The UK Maritime Sector – an overview
The UK maritime sector includes port facilities, the shipping fleet, maritime business services, engineering and the leisure marine sector. Maritime UK, trade body for the maritime industry, reported that the sector directly contributed £17 billion to the economy in 2017 and supported 220,000 jobs.
Looking only at shipping, the sector contributed £6 billion to the economy in 2020 according to the Office for National Statistics, accounting for 19% of the transport industry.

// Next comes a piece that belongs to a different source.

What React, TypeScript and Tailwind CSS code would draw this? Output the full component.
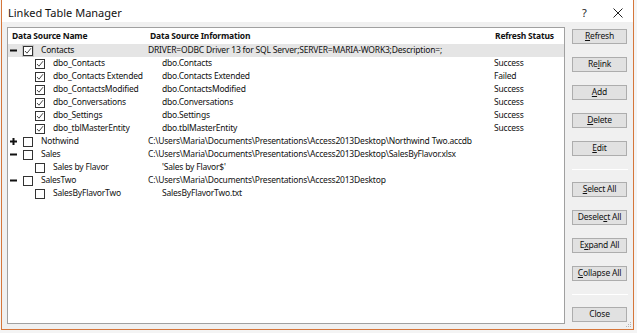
import React from "react";

type Row = {
  name: string;
  level: 0 | 1;
  exp?: "-" | "+";
  checked: boolean;
  info: string;
  status?: string;
  hl?: boolean;
};

const rows: Row[] = [
  { name: "Contacts", level: 0, exp: "-", checked: true, info: "DRIVER=ODBC Driver 13 for SQL Server;SERVER=MARIA-WORK3;Description=;", hl: true },
  { name: "dbo_Contacts", level: 1, checked: true, info: "dbo.Contacts", status: "Success" },
  { name: "dbo_Contacts Extended", level: 1, checked: true, info: "dbo.Contacts Extended", status: "Failed" },
  { name: "dbo_ContactsModified", level: 1, checked: true, info: "dbo.ContactsModified", status: "Success" },
  { name: "dbo_Conversations", level: 1, checked: true, info: "dbo.Conversations", status: "Success" },
  { name: "dbo_Settings", level: 1, checked: true, info: "dbo.Settings", status: "Success" },
  { name: "dbo_tblMasterEntity", level: 1, checked: true, info: "dbo.tblMasterEntity", status: "Success" },
  { name: "Nothwind", level: 0, exp: "+", checked: false, info: "C:\\Users\\Maria\\Documents\\Presentations\\Access2013Desktop\\Northwind Two.accdb" },
  { name: "Sales", level: 0, exp: "-", checked: false, info: "C:\\Users\\Maria\\Documents\\Presentations\\Access2013Desktop\\SalesByFlavor.xlsx" },
  { name: "Sales by Flavor", level: 1, checked: false, info: "'Sales by Flavor$'" },
  { name: "SalesTwo", level: 0, exp: "-", checked: false, info: "C:\\Users\\Maria\\Documents\\Presentations\\Access2013Desktop" },
  { name: "SalesByFlavorTwo", level: 1, checked: false, info: "SalesByFlavorTwo.txt" },
];

function Check({ checked, focus }: { checked: boolean; focus?: boolean }) {
  return (
    <div className={focus ? "w-[12px] h-[12px] shrink-0 flex items-center justify-center bg-[#c8c8c8]" : "w-[12px] h-[12px] shrink-0 flex items-center justify-center"}>
      <div className="w-[10px] h-[10px] border border-[#333333] bg-white flex items-center justify-center">
        {checked && (
          <svg width="8" height="8" viewBox="0 0 8 8">
            <polyline points="1,4 3,6.2 7,1.2" fill="none" stroke="#333333" strokeWidth="0.9" />
          </svg>
        )}
      </div>
    </div>
  );
}

function Expander({ kind }: { kind?: "-" | "+" }) {
  if (!kind) return <div className="w-[13px] shrink-0" />;
  return (
    <div className="w-[13px] h-[13px] shrink-0 flex items-center justify-start pl-[1px]">
      <svg width="7" height="7" viewBox="0 0 7 7">
        <rect x="0" y="2.5" width="7" height="2" fill="#111" />
        {kind === "+" && <rect x="2.5" y="0" width="2" height="7" fill="#111" />}
      </svg>
    </div>
  );
}

function Btn({ label, u }: { label: string; u?: number }) {
  return (
    <div className="w-[55px] h-[15px] border border-[#adadad] bg-[#e1e1e1] flex items-center justify-center text-[8.5px] tracking-[-0.2px] text-[#111] leading-none">
      {u === undefined ? (
        label
      ) : (
        <span>
          {label.slice(0, u)}
          <span className="underline underline-offset-[1px]">{label[u]}</span>
          {label.slice(u + 1)}
        </span>
      )}
    </div>
  );
}

export default function App() {
  return (
    <div
      className="w-[637px] h-[333px] bg-[#f4f4f4] overflow-hidden"
      style={{ fontFamily: '"Noto Sans", "Open Sans", sans-serif' }}
    >
      <div className="relative ml-[1px] w-[633px] h-[330px] border border-t-0 border-[#d5763a] bg-[#f0f0f0] flex flex-col">
        {/* title bar */}
        <div className="h-[22px] bg-white flex items-center pl-[6px] pt-[4px] shrink-0">
          <span className="text-[11px] text-[#111]">Linked Table Manager</span>
          <span className="ml-auto text-[11px] text-[#222] w-[10px]">?</span>
          <div className="ml-[20px] mr-[9px] w-[12px] h-[12px] flex items-center justify-center">
            <svg width="10" height="10" viewBox="0 0 10 10">
              <path d="M0.5 0.5 L9.5 9.5 M9.5 0.5 L0.5 9.5" stroke="#222" strokeWidth="1" />
            </svg>
          </div>
        </div>
        {/* body */}
        <div className="flex flex-1 pt-[5px] pl-[5px] pr-[4px]">
          {/* list */}
          <div className="w-[558px] h-[297px] border border-[#a0a0a0] bg-white text-[8.5px] tracking-[-0.2px] text-[#111] leading-none">
            <div className="grid grid-cols-[140px_346px_1fr] h-[16px] items-center font-bold">
              <div className="pl-[4px]">Data Source Name</div>
              <div className="pl-[2px]">Data Source Information</div>
              <div className="pl-[1px]">Refresh Status</div>
            </div>
            {rows.map((r, i) => (
              <div
                key={i}
                className={
                  r.hl
                    ? "grid grid-cols-[140px_346px_1fr] h-[13px] items-center bg-[#e5e5e5]"
                    : "grid grid-cols-[140px_346px_1fr] h-[13px] items-center"
                }
              >
                <div className="flex items-center pl-[1px] whitespace-nowrap">
                  <Expander kind={r.exp} />
                  <div className={r.level === 1 ? "ml-[12px] shrink-0" : "shrink-0"}>
                    <Check checked={r.checked} focus={r.hl} />
                  </div>
                  <span className="ml-[7px]">{r.name}</span>
                </div>
                <div className={r.level === 1 ? "pl-[14px] whitespace-nowrap" : "whitespace-nowrap"}>{r.info}</div>
                <div>{r.status ?? ""}</div>
              </div>
            ))}
          </div>
          {/* buttons */}
          <div className="ml-[7px] flex flex-col pt-[2px]">
            <Btn label="Refresh" u={0} />
            <div className="h-[13px]" />
            <Btn label="Relink" u={2} />
            <div className="h-[13px]" />
            <Btn label="Add" u={0} />
            <div className="h-[13px]" />
            <Btn label="Delete" u={0} />
            <div className="h-[13px]" />
            <Btn label="Edit" u={0} />
            <div className="h-[13px]" />
            <div className="h-px bg-[#e3e3e3] border-b border-white w-[56px]" />
            <div className="h-[12px]" />
            <Btn label="Select All" u={0} />
            <div className="h-[13px]" />
            <Btn label="Deselect All" u={6} />
            <div className="h-[13px]" />
            <Btn label="Expand All" u={1} />
            <div className="h-[13px]" />
            <Btn label="Collapse All" u={0} />
            <div className="h-[13px]" />
            <div className="h-px bg-[#e3e3e3] border-b border-white w-[56px]" />
            <div className="h-[12px]" />
            <Btn label="Close" />
          </div>
        </div>
        {/* resize grip */}
        <svg className="absolute right-[1px] bottom-[1px]" width="6" height="6" viewBox="0 0 6 6">
          <rect x="4" y="0" width="1" height="1" fill="#b5b5b5" />
          <rect x="2" y="2" width="1" height="1" fill="#b5b5b5" />
          <rect x="4" y="2" width="1" height="1" fill="#b5b5b5" />
          <rect x="0" y="4" width="1" height="1" fill="#b5b5b5" />
          <rect x="2" y="4" width="1" height="1" fill="#b5b5b5" />
          <rect x="4" y="4" width="1" height="1" fill="#b5b5b5" />
        </svg>
      </div>
    </div>
  );
}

The UK register has been declining in size for several years. As measured by Gross tonnage (a measure of vessel size) for all merchant vessels over 100GT, the UK Ship Register (UKSR) fell 5% to 10 million GT at end December 2020. In 2020 the UKSR declined for the third year in a row, and is now 38% lower than the previous peak in 2017. The DfT suggest that the recent decline in UK-flagged ships may be due to uncertainty around Brexit, as well as longer-term commercial reasons for ship owners to register with ‘open’ flags states such as Panama or Liberia.
Current issues facing the UK maritime sector
This briefing paper presents further information on some of the current issues facing the UK maritime sector:
- Global shipping costs are at a historic high. The World Container Index, compiled by Drewry, a maritime research and consulting firm, shows that costs were 351% higher at the end of August 2021 compared with a year ago. The index for a 40ft container reached $9,820 at the end of August compared with a five year average of $2,260. A combination of supply and demand factors, primarily related to the Covid-19 pandemic, have contributed to this very sharp increase in shipping costs since mid-2020.
- Decarbonisation of the sector as part of net zero targets: In 2021, the Government announced that it would, following advice from the Climate Change Committee (CCC), include international aviation and shipping emissions in the UK’s net zero target, and in its carbon budgets, for the first time. The Department for Transport published ‘Decarbonising Transport: A Better, Greener Britain’ in July 2021, which set out several actions regarding maritime emission.
- Ship-building and naval procurement: The Ministry of Defence (MOD) will publish an update to its 2017 National Shipbuilding Strategy later this year. The MOD’s new defence and security industrial strategy (published in March 2021) laid out the UK’s ambition to develop a “continuous shipbuilding pipeline” that will “drive sustainable growth throughout the UK’s shipbuilding supply chain.”